Private Equity Now Accounts for 30% of M&A Activity
The private equity industry is “well within striking distance for its first trillion-dollar year on record,” according to EY.
Private equity firms are playing a larger role than ever in merger and acquisition deals, according to a report by Ernest & Young.
Private equity activity now represents 30 percent of the M&A market, surpassing the prior peak of 25 percent in 2006, according to the report, which is expected to be released Friday. Throughout the first three quarters of 2021, private equity firms were involved in $868 billion worth of acquisition deals globally, “putting the industry well within striking distance for its first trillion-dollar year on record,” EY said.

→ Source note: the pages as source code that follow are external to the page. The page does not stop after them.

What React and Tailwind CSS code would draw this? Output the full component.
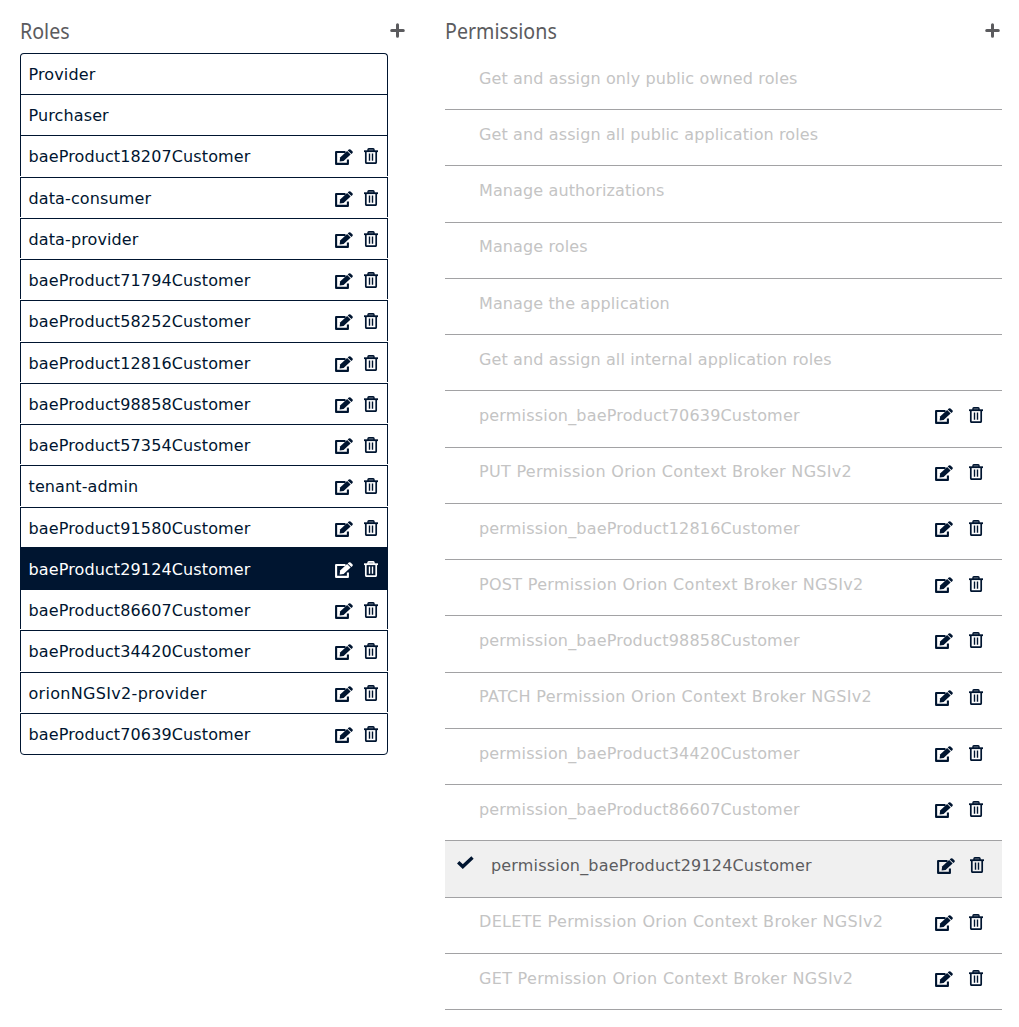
const roles = [
  "Provider", "Purchaser", "baeProduct18207Customer", "data-consumer", "data-provider",
  "baeProduct71794Customer", "baeProduct58252Customer", "baeProduct12816Customer",
  "baeProduct98858Customer", "baeProduct57354Customer", "tenant-admin",
  "baeProduct91580Customer", "baeProduct29124Customer", "baeProduct86607Customer",
  "baeProduct34420Customer", "orionNGSIv2-provider", "baeProduct70639Customer",
];
const selectedRole = "baeProduct29124Customer";

const permissions = [
  "Get and assign only public owned roles",
  "Get and assign all public application roles",
  "Manage authorizations",
  "Manage roles",
  "Manage the application",
  "Get and assign all internal application roles",
  "permission_baeProduct70639Customer",
  "PUT Permission Orion Context Broker NGSIv2",
  "permission_baeProduct12816Customer",
  "POST Permission Orion Context Broker NGSIv2",
  "permission_baeProduct98858Customer",
  "PATCH Permission Orion Context Broker NGSIv2",
  "permission_baeProduct34420Customer",
  "permission_baeProduct86607Customer",
  "permission_baeProduct29124Customer",
  "DELETE Permission Orion Context Broker NGSIv2",
  "GET Permission Orion Context Broker NGSIv2",
];
const activePermission = "permission_baeProduct29124Customer";

function tracking(name) {
  if (name.includes("NGSI")) return "tracking-[0.31px]";
  return name.includes("_") ? "tracking-[0.18px]" : "tracking-[0.12px]";
}

function EditIcon() {
  return (
    <svg width="18" height="16" viewBox="0 0 18 16" className="shrink-0" fill="none" stroke="currentColor">
      <path d="M10.5 3H1.1v11.9h11.8V10.5" strokeWidth="2.1" strokeLinejoin="round" />
      <path d="M4.6 12.6l.5-4.2 7-6.4 3.5 3.5-7 6.5z" fill="currentColor" stroke="none" />
      <path d="M12.7 1.5l1.1-1q.9-.7 1.7.1l1.9 1.7q.8.8.1 1.6l-1.1 1.1z" fill="currentColor" stroke="none" />
    </svg>
  );
}

function TrashIcon() {
  return (
    <svg width="14" height="16" viewBox="0 0 14 16" className="shrink-0" fill="none" stroke="currentColor">
      <path d="M0 3.2h14" strokeWidth="1.8" />
      <path d="M4 3V1.6q0-.8.8-.8h4.4q.8 0 .8.8V3" strokeWidth="1.4" fill="currentColor" fillOpacity=".5" />
      <path d="M1.8 3.5v10.8q0 .9.9.9h8.6q.9 0 .9-.9V3.5" strokeWidth="1.7" />
      <path d="M5.5 5.6v7.2M8.5 5.6v7.2" strokeWidth="1.4" />
    </svg>
  );
}

function PlusIcon() {
  return (
    <svg width="15" height="15" viewBox="0 0 15 15" fill="none" stroke="#5b5b5e" strokeWidth="3" strokeLinecap="round">
      <path d="M7.5 1.7v11.6M1.7 7.5h11.6" />
    </svg>
  );
}

function Heading({ children }) {
  return (
    <header className="flex h-[53px] justify-between">
      <h2 className="mt-4 origin-left scale-x-[0.935] font-['Noto_Sans',sans-serif] text-[21px] leading-[30px] font-normal text-[#5b5b5e]">{children}</h2>
      <button className="mt-[22.5px] h-[15px] w-[15px]" aria-label="Add"><PlusIcon /></button>
    </header>
  );
}

function roleRowClass(i, selected) {
  if (selected) return "-mt-px h-[42.25px] bg-[#001530] pt-px text-white";
  if (i === 0) return "h-[41.25px] rounded-t";
  if (i === 1) return "h-[41.25px]";
  if (i === roles.length - 1) return "h-[42px] rounded-b border-b";
  return "mb-px h-[40.25px]";
}

export default function App() {
  return (
    <main className="flex h-[1027px] items-start bg-white pl-5 font-['DejaVu_Sans',sans-serif] text-base text-[#001530]">
      <section className="w-[385px]">
        <Heading>Roles</Heading>
        <ul className="-mt-[0.1px] w-[368px]">
          {roles.map((name, i) => (
            <li
              key={name}
              className={`flex items-start border-x border-t border-[#001530] pr-[9px] pl-[7.5px] ${roleRowClass(i, name === selectedRole)}`}
            >
              <span className={`mt-[9px] flex-1 leading-6 whitespace-nowrap ${tracking(name)}`}>{name}</span>
              {i > 1 && (
                <span className="mt-3 flex items-start gap-[11px]">
                  <span className="mt-px"><EditIcon /></span><TrashIcon />
                </span>
              )}
            </li>
          ))}
        </ul>
      </section>
      <section className="ml-10 w-[557px]">
        <div className="pr-[2.5px]"><Heading>Permissions</Heading></div>
        <ul className="pt-[0.85px]">
          {permissions.map((name, i) => {
            const active = name === activePermission;
            return (
              <li
                key={name}
                className={`flex h-[56.25px] items-start border-b border-[#a2a2a4] ${active ? "bg-[#f0f0f0] pr-[18px] pl-3 text-[#5c5c5f]" : "pr-[19px] pl-[34px] text-[#c4c4c4]"}`}
              >
                {active && (
                  <svg width="17" height="13" viewBox="0 0 17 13" className="mt-[15px] mr-[17px]" fill="none" stroke="#001530" strokeWidth="3.4">
                    <path d="M1.2 6.2l4.6 4.4L15.5 1.5" />
                  </svg>
                )}
                <span className={`mt-[12.8px] flex-1 leading-6 whitespace-nowrap ${tracking(name)}`}>{name}</span>
                {i > 5 && (
                  <span className={`mt-4 flex items-start text-[#001530] ${active ? "gap-[15px]" : "gap-4"}`}>
                    <span className="mt-px"><EditIcon /></span><TrashIcon />
                  </span>
                )}
              </li>
            );
          })}
        </ul>
      </section>
    </main>
  );
}
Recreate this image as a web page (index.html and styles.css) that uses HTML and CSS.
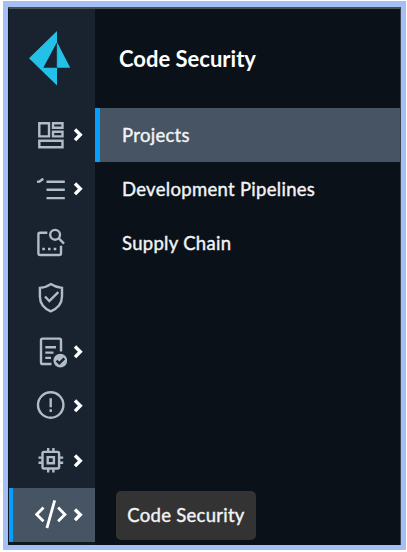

“For many firms, the lessons of the global financial crisis remain fresh: funds that retreated from investing during that time felt they should have been more aggressive in hindsight — a perspective supported by returns from that era,” according to the report.
The growth of private equity M&A activity has been driven mostly by three factors, according to Pete Witte, lead private equity analyst at EY. The first, he said, is a “cyclical” one driven by a strong earnings season and persistent low interest rates. The second is an “idiosyncratic element of the pandemic” as business activities return to pre-pandemic levels. Lastly, there is a “secular component” that comes from the regulators, particularly the Securities and Exchange Commission, which has been encouraging retail investors to enter the private markets, Witte said.
“It’s all of these tailwinds coming together this year and driving some really strong activity,” he added.
Private equity firms have deployed most of their capital in the technology, consumer, and health sectors. Technology mergers and acquisitions, for example, accounted for about 25 percent of deals by value and 30 percent of deals by volume over the last twelve months. EY attributed the demand to software companies demonstrating “strong resiliency during periods of economic volatility.”
Meanwhile, consumer and health care represented 12 percent and 10 percent of PE deal value over the last year, respectively. Interest in health care has been driven by the sector’s perceived long-term growth prospects and their close ties with environmental, social, and governance investing, according to the report.
Fundraising has also played a vital role in driving up private equity activity. PE firms closed on commitments valued at about $400 billion during the first three quarters of 2021, an increase of 27 percent from the same period last year, according to EY.
“Even into the first quarter of this year, fundraising has sort of trailed,” Witte said. But as travel resumes and economic activities return to normal levels, large private equity firms are “coming back quickly with new flagship funds after very short periods of time,” Witte added.
While mega deals with value of $10 billion or more are on the rise, the middle market has also emerged as a key pillar in the private equity market thanks to the rising interest in add-on deals, according to the report,
The large assets tend to trade at high multiples, while the smaller assets usually trade at lower ones, according to Witte. “So when your platform investments are so expensive, you can [buy] smaller add-ons to average down your purchase multiples,” he said.